David Blight's "Race and Reunion is one of the most fascinating and
rewarding scholarly books of the past few years for the general
reader with an interest in American history...Blight describes
clearly the ways in which the culture of commemoration related to
the politics and social struggle of Reconstruction. His haunting
account of violence in the post-war South is only one example of
the eloquence that characterizes the book...Blight is scrupulously
fair in his judgments. He is equally alert to the Northern white
self-congratulation that inflated the legend of the Underground
Railroad and the racist pretension that shaped the version of
history peddled by the United Daughters of the Confederacy.
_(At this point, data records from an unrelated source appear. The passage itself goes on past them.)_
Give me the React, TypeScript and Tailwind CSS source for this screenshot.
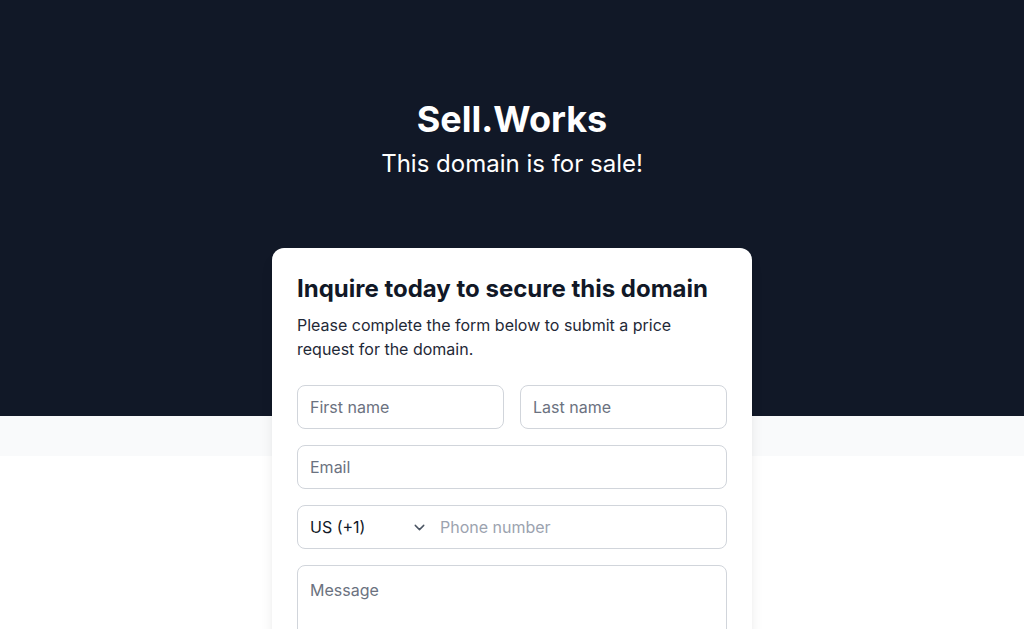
import { ChevronDown } from "lucide-react";

export default function App() {
  return (
    <div className="min-h-screen w-full bg-white font-['Inter','Noto_Sans',sans-serif]">
      {/* Hero */}
      <section className="bg-[#111827] pt-[99px] pb-[236px] text-center text-white">
        <h1 className="text-4xl font-bold leading-10">Sell.Works</h1>
        <p className="mt-[9px] text-2xl leading-8">This domain is for sale!</p>
      </section>

      {/* Form area */}
      <section className="flow-root bg-[linear-gradient(to_bottom,#f9fafb_0px,#f9fafb_40px,#ffffff_40px)] pb-16">
        <div className="relative z-10 mx-auto -mt-[168px] w-[480px] rounded-xl bg-white px-[25px] pt-[25px] pb-6 shadow-lg">
          <h2 className="text-2xl font-bold leading-8 text-[#111827]">
            Inquire today to secure this domain
          </h2>
          <p className="mt-2 text-base leading-6 text-[#1f2937]">
            Please complete the form below to submit a price request for the domain.
          </p>

          <form className="mt-6 flex flex-col gap-4">
            <div className="grid grid-cols-2 gap-4">
              <input
                placeholder="First name"
                className="h-11 rounded-lg border border-[#d1d5db] px-3 text-base text-[#111827] placeholder:text-[#6b7280] outline-none"
              />
              <input
                placeholder="Last name"
                className="h-11 rounded-lg border border-[#d1d5db] px-3 text-base text-[#111827] placeholder:text-[#6b7280] outline-none"
              />
            </div>
            <input
              placeholder="Email"
              className="h-11 rounded-lg border border-[#d1d5db] px-3 text-base text-[#111827] placeholder:text-[#6b7280] outline-none"
            />
            <div className="flex h-11 items-center rounded-lg border border-[#d1d5db]">
              <div className="flex w-[134px] items-center justify-between pl-3 pr-[4px] text-base text-[#111827]">
                <span>US (+1)</span>
                <ChevronDown size={17} strokeWidth={2} className="text-[#4b5563]" />
              </div>
              <input
                placeholder="Phone number"
                className="h-full flex-1 rounded-r-lg pl-[8px] text-base text-[#111827] placeholder:text-[#9ca3af] outline-none"
              />
            </div>
            <textarea
              placeholder="Message"
              rows={4}
              className="resize-none rounded-lg border border-[#d1d5db] px-3 py-3 text-base text-[#111827] placeholder:text-[#6b7280] outline-none"
            />
          </form>
        </div>
      </section>
    </div>
  );
}
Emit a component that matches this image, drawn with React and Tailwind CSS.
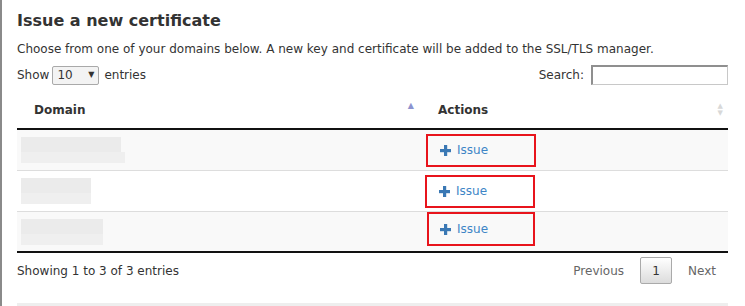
import React from "react";

const font = { fontFamily: '"DejaVu Sans", Verdana, sans-serif' };

function Blur({ w1, w2 }) {
  return (
    <div className="flex flex-col ml-[4px]">
      <div className="h-[15px] flex">
        <div className="h-full bg-[#ebebeb]" style={{ width: w1 }} />
      </div>
      <div className="h-[11px] flex">
        <div className="h-full bg-[#efefef]" style={{ width: w2 }} />
      </div>
    </div>
  );
}

function Plus() {
  return (
    <svg width="11" height="11" viewBox="0 0 11 11" className="mr-[6px]">
      <rect x="4" y="0" width="3.2" height="11" fill="#3a78b4" />
      <rect x="0" y="4" width="11" height="3.2" fill="#3a78b4" />
    </svg>
  );
}

function Row({ bg, w1, w2, boxClass }) {
  return (
    <div className={`flex items-center h-[41px] border-b border-[#dddddd] ${bg}`}>
      <div className="w-[404px] flex items-center">
        <Blur w1={w1} w2={w2} />
      </div>
      <div className="flex-1 flex items-center">
        <a
          className={`flex items-center h-[33px] w-[110px] border-2 border-[#e8141c] pl-[12px] text-[#3d85c6] text-[12px] ${boxClass}`}
        >
          <Plus />
          Issue
        </a>
      </div>
    </div>
  );
}

export default function App() {
  return (
    <div className="w-[745px] h-[306px] bg-white overflow-hidden" style={font}>
      <div className="h-full border-l-2 border-[#8a8a8a] pl-[15px] pr-[17px] text-[#333333]">
        <h2 className="pt-[10px] text-[16px] leading-[22px] font-bold text-[#333333]">
          Issue a new certificate
        </h2>
        <p className="mt-[9px] text-[12px] leading-[16px]">
          Choose from one of your domains below. A new key and certificate will be added to the SSL/TLS manager.
        </p>
        <div className="mt-[8px] flex items-center justify-between text-[12px]">
          <div className="flex items-center">
            <span>Show</span>
            <div className="ml-[3px] mr-[5px] h-[19px] w-[47px] border border-[#a9a9a9] rounded-[2px] bg-[#f3f3f3] flex items-center justify-between px-[4px]">
              <span className="text-[12px]">10</span>
              <span className="text-[8px]">▼</span>
            </div>
            <span>entries</span>
          </div>
          <div className="flex items-center">
            <span>Search:</span>
            <div className="ml-[7px] h-[20px] w-[137px] border border-[#c8c8c8] border-t-[#8f8f8f] border-l-[#8f8f8f] border-t-2 border-l-2 bg-white" />
          </div>
        </div>
        <div className="mt-[7px] w-[711px]">
          <div className="flex items-center h-[38px] border-b-2 border-[#111111] text-[12px] font-bold">
            <div className="w-[404px] flex items-center justify-between pl-[17px] pr-[7px]">
              <span>Domain</span>
              <span className="text-[8px] text-[#8c93cf] -mt-[8px]">▲</span>
            </div>
            <div className="flex-1 flex items-center justify-between pl-[17px] pr-[5px]">
              <span>Actions</span>
              <span className="flex flex-col leading-[7px] text-[7px] text-[#d8d8d8]">
                <span>▲</span>
                <span>▼</span>
              </span>
            </div>
          </div>
          <Row bg="bg-[#f9f9f9]" w1={100} w2={104} boxClass="ml-[5px]" />
          <Row bg="bg-white" w1={70} w2={70} boxClass="ml-[4px]" />
          <div className="flex items-center h-[41px] border-b-2 border-[#111111] bg-[#f9f9f9]">
            <div className="w-[404px] flex items-center">
              <Blur w1={82} w2={82} />
            </div>
            <div className="flex-1 flex items-start h-full">
              <a className="flex items-center h-[34px] w-[108px] border-2 border-[#e8141c] pl-[11px] text-[#3d85c6] text-[12px] ml-[6px]">
                <Plus />
                Issue
              </a>
            </div>
          </div>
          <div className="flex items-center justify-between h-[35px] text-[12px]">
            <span>Showing 1 to 3 of 3 entries</span>
            <div className="flex items-center text-[#666666]">
              <span className="px-[16px]">Previous</span>
              <span className="h-[27px] w-[32px] flex items-center justify-center border border-[#aaaaaa] rounded-[2px] bg-gradient-to-b from-white to-[#dcdcdc] text-[#333333]">
                1
              </span>
              <span className="pl-[16px] pr-[12px]">Next</span>
            </div>
          </div>
          <div className="mt-[15px] h-[3px] bg-[#eeeeee]" />
        </div>
      </div>
    </div>
  );
}
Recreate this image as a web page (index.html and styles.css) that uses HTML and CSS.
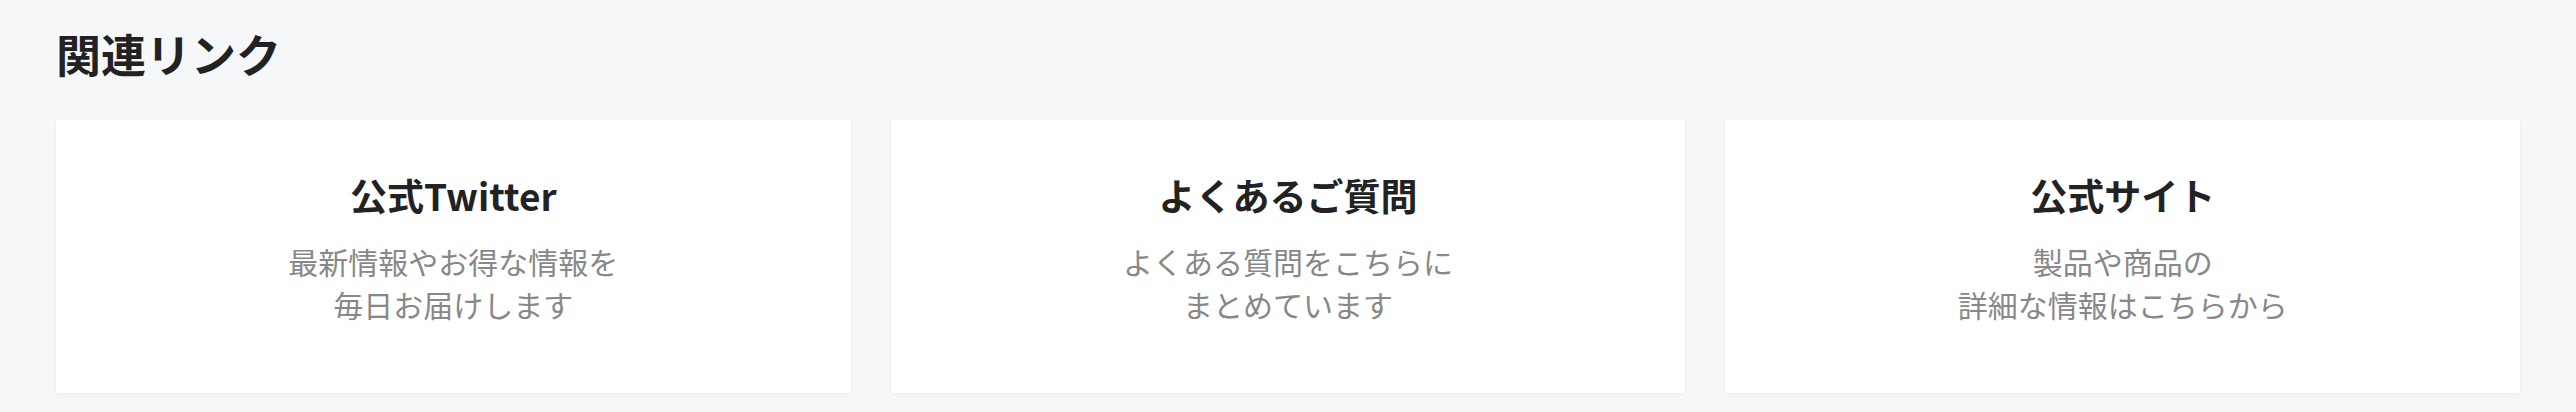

He is
especially alert to the way that even-handedness has served as a
tool for suppressing memory of the moral issues at the heart of the
Civil War by turning attention to the spectacle of combat and the
bravery of the soldiers on both sides. This sensitivity to social
values makes "Race and Reunion more than an achievement of
scholarship. It is a contribution to contemporary politics and
culture that deserves a wide audience.